Smooth control under load involves: 1. Selecting a Servo with Adequate Torque: Always choose a servo with a torque rating significantly higher than your estimated maximum load. 2. Software Torque Limiting (if supported): Some advanced servo protocols (like those used in hobbyist servos from Dynamixel or Herkulex) allow you to set a maximum torque limit. This tells the servo not to exert force beyond a certain point, preventing stalling and allowing for compliant behavior.

Pillar 3: Overcoming Mechanical Limitations

You can have the perfect control algorithm, but if the mechanical components are crude, the motion will be crude.

The Backlash Problem

As mentioned earlier, backlash in the gear train is a primary source of non-smoothness, especially when changing direction. There is a small "dead zone" where the input gear must travel before it engages the output gear. This results in a noticeable lag and jerk.

Solution: Invest in servos with metal gears and anti-backlash designs. While more expensive, they provide a fundamental improvement in positional accuracy and smoothness for precision applications.

Vibration and Resonance

Every mechanical system has natural resonant frequencies. If the servo's motion excites one of these frequencies, it can cause severe vibration and noise.

Solution: * Mechanical Damping: Use rubber grommets to mount the servo. This isolates it from the chassis and absorbs vibrations. * Filtering the Command Signal: Adding a low-pass filter to your control signal can dampen high-frequency commands that might excite resonances. This is effectively what increasing the D-term in the PID controller does internally.

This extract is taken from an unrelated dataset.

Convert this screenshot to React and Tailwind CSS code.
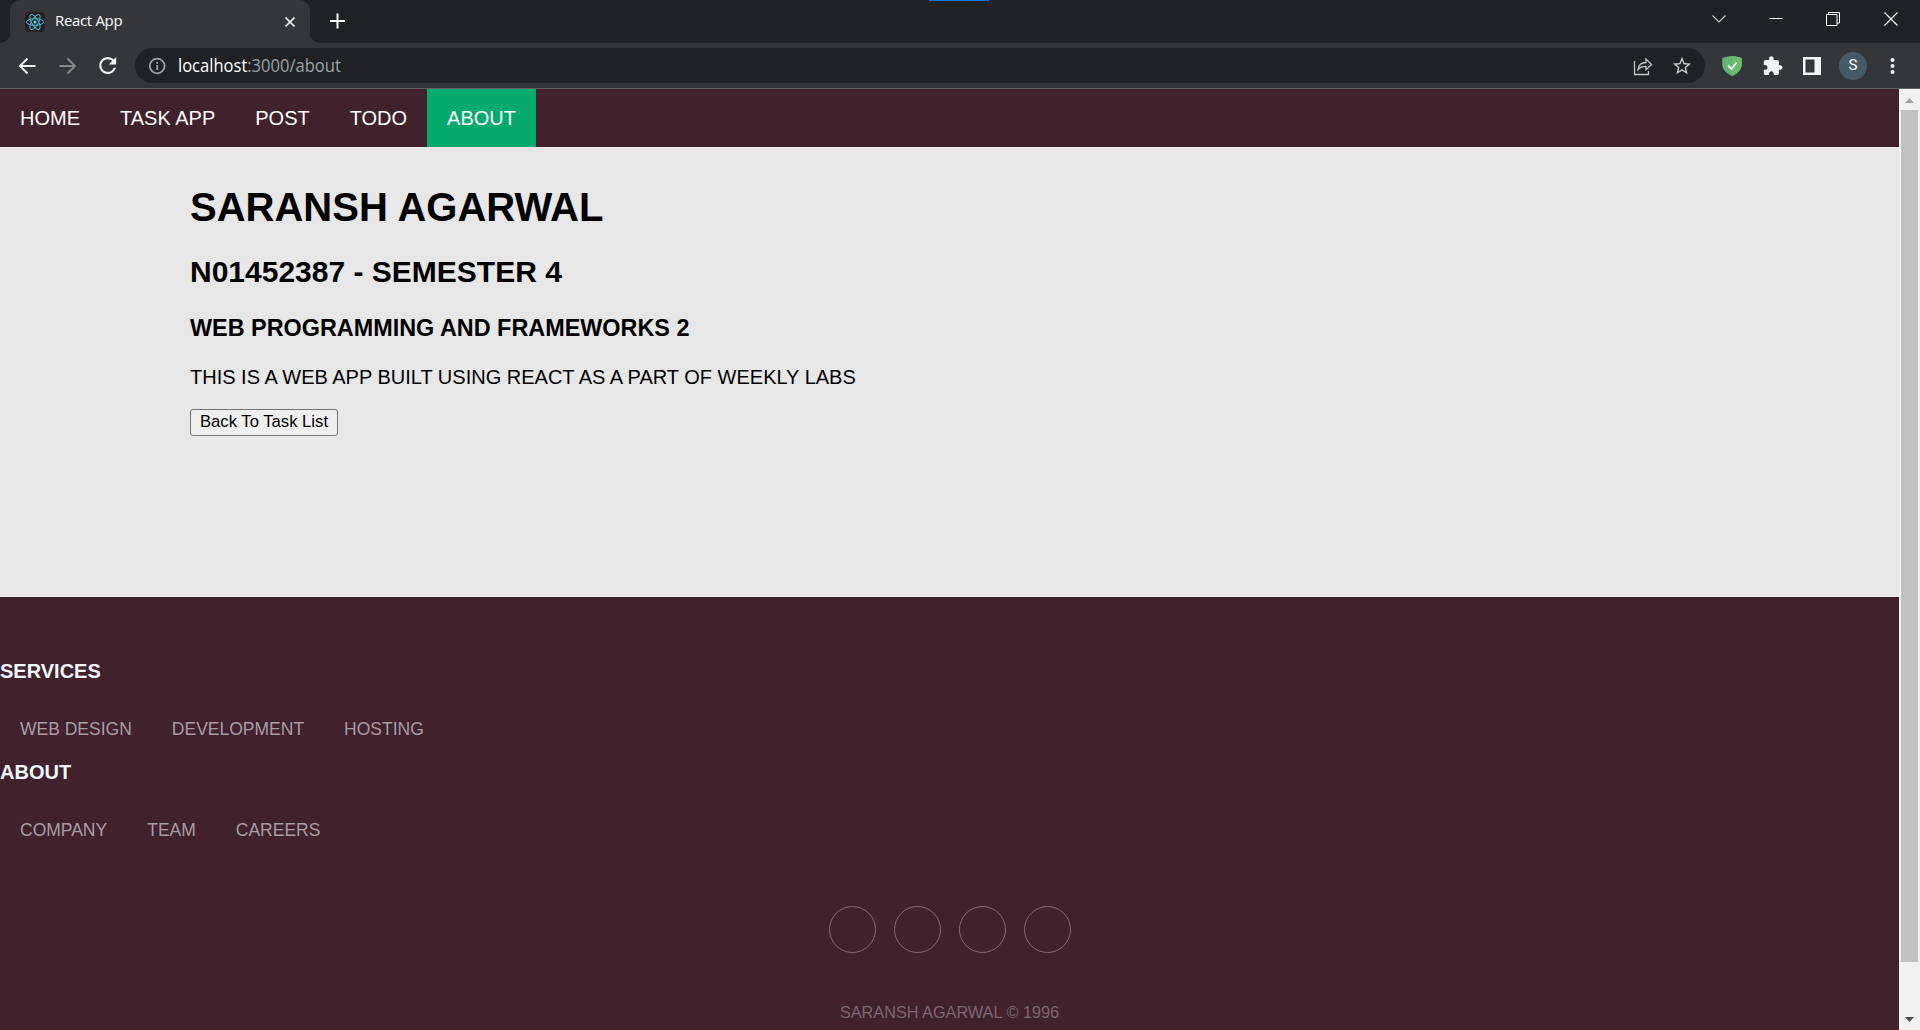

Advanced Techniques for the Enthusiast

For those looking to push the boundaries of what a micro servo can do, several advanced techniques come into play.

Leveraging Digital Servo Protocols

While PWM is universal, it's a one-way street. You command, but you don't get any data back. Modern digital servos and smart servos use bidirectional serial communication protocols (like UART).

Benefits for Smooth Control: * Feedback: You can read the servo's actual position, speed, load, temperature, and voltage in real-time. This allows for sophisticated closed-loop control on your main microcontroller. * Programmability: You can often upload new firmware to change the PID values, control modes (e.g., switch from position control to continuous rotation/speed control), and set torque limits. * Daisy-Chaining: Multiple servos can be controlled on a single bus, reducing wiring complexity.

Implementing Feedforward Control

PID is a reactive system; it acts on an error that has already occurred. Feedforward control is a proactive technique. It models the system and predicts the command needed to achieve the desired motion.

For example, if you know your servo is moving a heavy arm, the feedforward term would calculate and apply the extra torque needed to overcome gravity from the very start of the move, before the PID loop even detects a positional error. Combining feedforward with PID creates a vastly more responsive and smoother control system, especially for dynamic movements.

Practical Application: Building a Smooth-Panning Camera Rig

Let's apply these principles. Suppose you are building a time-lapse rig that requires a camera to pan smoothly over several minutes.

1. Servo Selection: Choose a micro servo known for smoothness, preferably with metal gears and programmability (e.g., a Savox or a programmable HiTec model). Ensure its torque rating is more than enough to pan your camera.
2. Mechanical Setup: Mount the servo securely using vibration-damping mounts. Ensure the camera is balanced on the pan axis to minimize varying torque requirements.
3. Control Logic (Arduino Example):
   • Avoid servo.write(): Instead, use a lower-level library or write code that controls the pulse width directly for finer resolution.
   • Generate an S-Curve Trajectory: Pre-calculate the entire pan path as a series of tiny steps following an S-curve velocity profile. Store these in an array.
   • Non-Blocking Code: Use millis() for timing instead of delay(). This allows the microcontroller to perform other tasks while moving the servo smoothly.
   • Tune the PID: If your servo allows it, connect it to a computer and use the manufacturer's software to slightly increase the D-gain to dampen any oscillation, creating a crisper, smoother stop.

By meticulously addressing each layer—from the mechanical setup to the advanced control algorithm—you transform a simple, jerky component into an instrument of precision. The micro servo motor, when mastered, becomes more than just a mover; it becomes a brushstroke in the art of motion.